***** DATA SECTION *****
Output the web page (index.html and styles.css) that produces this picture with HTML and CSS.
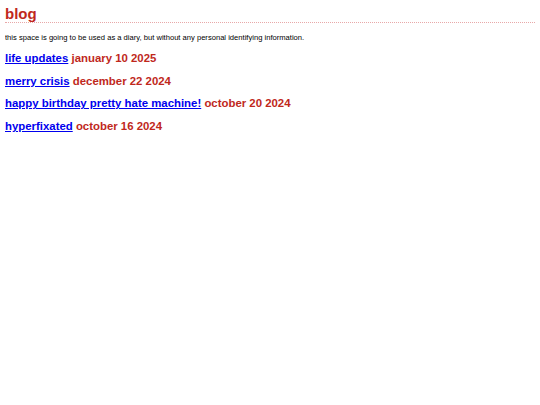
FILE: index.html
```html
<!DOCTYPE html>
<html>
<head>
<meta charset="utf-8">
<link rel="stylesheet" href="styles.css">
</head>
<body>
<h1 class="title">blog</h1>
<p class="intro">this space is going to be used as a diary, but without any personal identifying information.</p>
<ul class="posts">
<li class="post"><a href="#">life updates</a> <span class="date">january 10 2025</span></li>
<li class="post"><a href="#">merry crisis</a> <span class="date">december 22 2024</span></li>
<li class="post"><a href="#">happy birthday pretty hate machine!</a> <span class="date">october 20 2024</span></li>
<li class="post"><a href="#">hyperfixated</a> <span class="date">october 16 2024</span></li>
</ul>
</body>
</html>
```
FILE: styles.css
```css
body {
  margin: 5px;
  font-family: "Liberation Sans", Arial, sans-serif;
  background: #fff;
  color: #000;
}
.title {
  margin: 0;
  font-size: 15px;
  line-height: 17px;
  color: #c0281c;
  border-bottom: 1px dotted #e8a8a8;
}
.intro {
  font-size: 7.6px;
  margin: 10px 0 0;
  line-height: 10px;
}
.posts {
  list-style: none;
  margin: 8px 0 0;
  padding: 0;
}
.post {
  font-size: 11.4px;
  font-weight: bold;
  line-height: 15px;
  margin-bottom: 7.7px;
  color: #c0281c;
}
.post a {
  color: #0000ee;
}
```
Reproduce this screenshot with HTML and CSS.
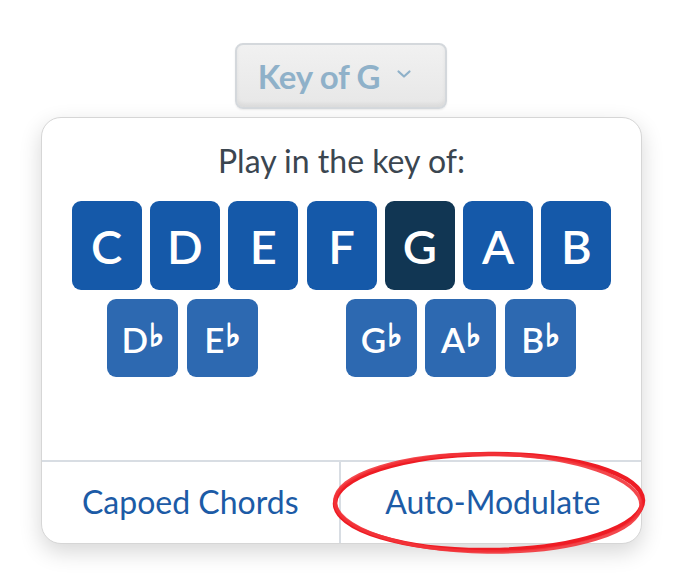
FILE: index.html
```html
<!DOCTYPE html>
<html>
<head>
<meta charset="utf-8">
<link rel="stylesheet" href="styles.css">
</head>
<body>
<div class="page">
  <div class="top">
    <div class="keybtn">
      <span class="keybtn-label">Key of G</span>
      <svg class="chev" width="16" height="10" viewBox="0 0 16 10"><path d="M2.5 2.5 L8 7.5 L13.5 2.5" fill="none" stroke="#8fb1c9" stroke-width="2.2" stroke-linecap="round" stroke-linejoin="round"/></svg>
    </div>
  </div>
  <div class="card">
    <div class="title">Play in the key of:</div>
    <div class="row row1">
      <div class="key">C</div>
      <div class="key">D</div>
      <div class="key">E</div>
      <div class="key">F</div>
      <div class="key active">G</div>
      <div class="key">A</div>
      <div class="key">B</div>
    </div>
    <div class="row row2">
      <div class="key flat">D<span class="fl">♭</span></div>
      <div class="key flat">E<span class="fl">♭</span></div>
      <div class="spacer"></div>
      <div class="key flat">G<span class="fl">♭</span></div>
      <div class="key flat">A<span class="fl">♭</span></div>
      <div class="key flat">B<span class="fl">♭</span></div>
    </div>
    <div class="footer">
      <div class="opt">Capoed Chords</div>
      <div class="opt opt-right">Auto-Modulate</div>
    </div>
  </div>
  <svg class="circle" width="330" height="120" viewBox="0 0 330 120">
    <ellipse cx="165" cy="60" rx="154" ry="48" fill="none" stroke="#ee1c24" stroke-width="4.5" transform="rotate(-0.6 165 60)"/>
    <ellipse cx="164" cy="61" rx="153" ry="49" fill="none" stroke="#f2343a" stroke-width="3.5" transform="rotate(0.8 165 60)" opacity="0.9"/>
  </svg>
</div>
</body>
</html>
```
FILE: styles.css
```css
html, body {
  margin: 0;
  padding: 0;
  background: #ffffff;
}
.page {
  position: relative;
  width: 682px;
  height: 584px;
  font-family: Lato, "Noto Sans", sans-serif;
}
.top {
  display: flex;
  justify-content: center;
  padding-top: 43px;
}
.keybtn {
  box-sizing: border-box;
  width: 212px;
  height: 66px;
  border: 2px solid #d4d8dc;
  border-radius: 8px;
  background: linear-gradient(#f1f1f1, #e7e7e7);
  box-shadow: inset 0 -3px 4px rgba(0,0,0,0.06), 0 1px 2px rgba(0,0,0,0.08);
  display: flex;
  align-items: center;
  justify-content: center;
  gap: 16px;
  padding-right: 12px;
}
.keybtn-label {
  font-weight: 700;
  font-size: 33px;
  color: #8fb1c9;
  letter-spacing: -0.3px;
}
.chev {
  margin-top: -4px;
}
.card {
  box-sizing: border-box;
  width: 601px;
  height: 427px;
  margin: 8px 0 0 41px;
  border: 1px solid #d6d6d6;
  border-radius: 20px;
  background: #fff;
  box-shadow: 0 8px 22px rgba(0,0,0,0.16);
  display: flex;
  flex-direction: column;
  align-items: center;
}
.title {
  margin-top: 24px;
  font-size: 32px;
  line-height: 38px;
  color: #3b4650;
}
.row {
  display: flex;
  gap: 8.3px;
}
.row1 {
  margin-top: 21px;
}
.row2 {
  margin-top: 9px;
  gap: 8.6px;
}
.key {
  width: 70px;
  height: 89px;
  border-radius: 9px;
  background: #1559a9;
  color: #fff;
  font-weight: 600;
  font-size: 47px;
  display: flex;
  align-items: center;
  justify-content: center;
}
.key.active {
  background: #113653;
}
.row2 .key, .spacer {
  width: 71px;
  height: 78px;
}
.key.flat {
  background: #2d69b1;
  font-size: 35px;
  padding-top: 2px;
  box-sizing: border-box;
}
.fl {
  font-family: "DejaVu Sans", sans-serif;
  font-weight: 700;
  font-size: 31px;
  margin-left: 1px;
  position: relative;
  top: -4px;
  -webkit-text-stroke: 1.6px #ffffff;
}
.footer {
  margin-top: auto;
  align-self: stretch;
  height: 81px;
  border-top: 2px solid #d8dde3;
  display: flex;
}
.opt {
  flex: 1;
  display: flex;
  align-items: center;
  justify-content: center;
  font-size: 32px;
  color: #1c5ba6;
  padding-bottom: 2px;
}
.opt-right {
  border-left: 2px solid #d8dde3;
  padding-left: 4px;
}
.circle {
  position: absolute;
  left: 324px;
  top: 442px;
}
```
*****
* WORK TO DO: Reproduce the listing above exactly, excluding all pictures.

* EXERCISE SOLUTION:
Output the web page (index.html and styles.css) that produces this picture with HTML and CSS.
FILE: index.html
```html
<!DOCTYPE html>
<html>
<head>
<meta charset="utf-8">
<link rel="stylesheet" href="styles.css">
</head>
<body>
<h1 class="title">blog</h1>
<p class="intro">this space is going to be used as a diary, but without any personal identifying information.</p>
<ul class="posts">
<li class="post"><a href="#">life updates</a> <span class="date">january 10 2025</span></li>
<li class="post"><a href="#">merry crisis</a> <span class="date">december 22 2024</span></li>
<li class="post"><a href="#">happy birthday pretty hate machine!</a> <span class="date">october 20 2024</span></li>
<li class="post"><a href="#">hyperfixated</a> <span class="date">october 16 2024</span></li>
</ul>
</body>
</html>
```
FILE: styles.css
```css
body {
  margin: 5px;
  font-family: "Liberation Sans", Arial, sans-serif;
  background: #fff;
  color: #000;
}
.title {
  margin: 0;
  font-size: 15px;
  line-height: 17px;
  color: #c0281c;
  border-bottom: 1px dotted #e8a8a8;
}
.intro {
  font-size: 7.6px;
  margin: 10px 0 0;
  line-height: 10px;
}
.posts {
  list-style: none;
  margin: 8px 0 0;
  padding: 0;
}
.post {
  font-size: 11.4px;
  font-weight: bold;
  line-height: 15px;
  margin-bottom: 7.7px;
  color: #c0281c;
}
.post a {
  color: #0000ee;
}
```
Reproduce this screenshot with HTML and CSS.
FILE: index.html
```html
<!DOCTYPE html>
<html>
<head>
<meta charset="utf-8">
<link rel="stylesheet" href="styles.css">
</head>
<body>
<div class="page">
  <div class="top">
    <div class="keybtn">
      <span class="keybtn-label">Key of G</span>
      <svg class="chev" width="16" height="10" viewBox="0 0 16 10"><path d="M2.5 2.5 L8 7.5 L13.5 2.5" fill="none" stroke="#8fb1c9" stroke-width="2.2" stroke-linecap="round" stroke-linejoin="round"/></svg>
    </div>
  </div>
  <div class="card">
    <div class="title">Play in the key of:</div>
    <div class="row row1">
      <div class="key">C</div>
      <div class="key">D</div>
      <div class="key">E</div>
      <div class="key">F</div>
      <div class="key active">G</div>
      <div class="key">A</div>
      <div class="key">B</div>
    </div>
    <div class="row row2">
      <div class="key flat">D<span class="fl">♭</span></div>
      <div class="key flat">E<span class="fl">♭</span></div>
      <div class="spacer"></div>
      <div class="key flat">G<span class="fl">♭</span></div>
      <div class="key flat">A<span class="fl">♭</span></div>
      <div class="key flat">B<span class="fl">♭</span></div>
    </div>
    <div class="footer">
      <div class="opt">Capoed Chords</div>
      <div class="opt opt-right">Auto-Modulate</div>
    </div>
  </div>
  <svg class="circle" width="330" height="120" viewBox="0 0 330 120">
    <ellipse cx="165" cy="60" rx="154" ry="48" fill="none" stroke="#ee1c24" stroke-width="4.5" transform="rotate(-0.6 165 60)"/>
    <ellipse cx="164" cy="61" rx="153" ry="49" fill="none" stroke="#f2343a" stroke-width="3.5" transform="rotate(0.8 165 60)" opacity="0.9"/>
  </svg>
</div>
</body>
</html>
```
FILE: styles.css
```css
html, body {
  margin: 0;
  padding: 0;
  background: #ffffff;
}
.page {
  position: relative;
  width: 682px;
  height: 584px;
  font-family: Lato, "Noto Sans", sans-serif;
}
.top {
  display: flex;
  justify-content: center;
  padding-top: 43px;
}
.keybtn {
  box-sizing: border-box;
  width: 212px;
  height: 66px;
  border: 2px solid #d4d8dc;
  border-radius: 8px;
  background: linear-gradient(#f1f1f1, #e7e7e7);
  box-shadow: inset 0 -3px 4px rgba(0,0,0,0.06), 0 1px 2px rgba(0,0,0,0.08);
  display: flex;
  align-items: center;
  justify-content: center;
  gap: 16px;
  padding-right: 12px;
}
.keybtn-label {
  font-weight: 700;
  font-size: 33px;
  color: #8fb1c9;
  letter-spacing: -0.3px;
}
.chev {
  margin-top: -4px;
}
.card {
  box-sizing: border-box;
  width: 601px;
  height: 427px;
  margin: 8px 0 0 41px;
  border: 1px solid #d6d6d6;
  border-radius: 20px;
  background: #fff;
  box-shadow: 0 8px 22px rgba(0,0,0,0.16);
  display: flex;
  flex-direction: column;
  align-items: center;
}
.title {
  margin-top: 24px;
  font-size: 32px;
  line-height: 38px;
  color: #3b4650;
}
.row {
  display: flex;
  gap: 8.3px;
}
.row1 {
  margin-top: 21px;
}
.row2 {
  margin-top: 9px;
  gap: 8.6px;
}
.key {
  width: 70px;
  height: 89px;
  border-radius: 9px;
  background: #1559a9;
  color: #fff;
  font-weight: 600;
  font-size: 47px;
  display: flex;
  align-items: center;
  justify-content: center;
}
.key.active {
  background: #113653;
}
.row2 .key, .spacer {
  width: 71px;
  height: 78px;
}
.key.flat {
  background: #2d69b1;
  font-size: 35px;
  padding-top: 2px;
  box-sizing: border-box;
}
.fl {
  font-family: "DejaVu Sans", sans-serif;
  font-weight: 700;
  font-size: 31px;
  margin-left: 1px;
  position: relative;
  top: -4px;
  -webkit-text-stroke: 1.6px #ffffff;
}
.footer {
  margin-top: auto;
  align-self: stretch;
  height: 81px;
  border-top: 2px solid #d8dde3;
  display: flex;
}
.opt {
  flex: 1;
  display: flex;
  align-items: center;
  justify-content: center;
  font-size: 32px;
  color: #1c5ba6;
  padding-bottom: 2px;
}
.opt-right {
  border-left: 2px solid #d8dde3;
  padding-left: 4px;
}
.circle {
  position: absolute;
  left: 324px;
  top: 442px;
}
```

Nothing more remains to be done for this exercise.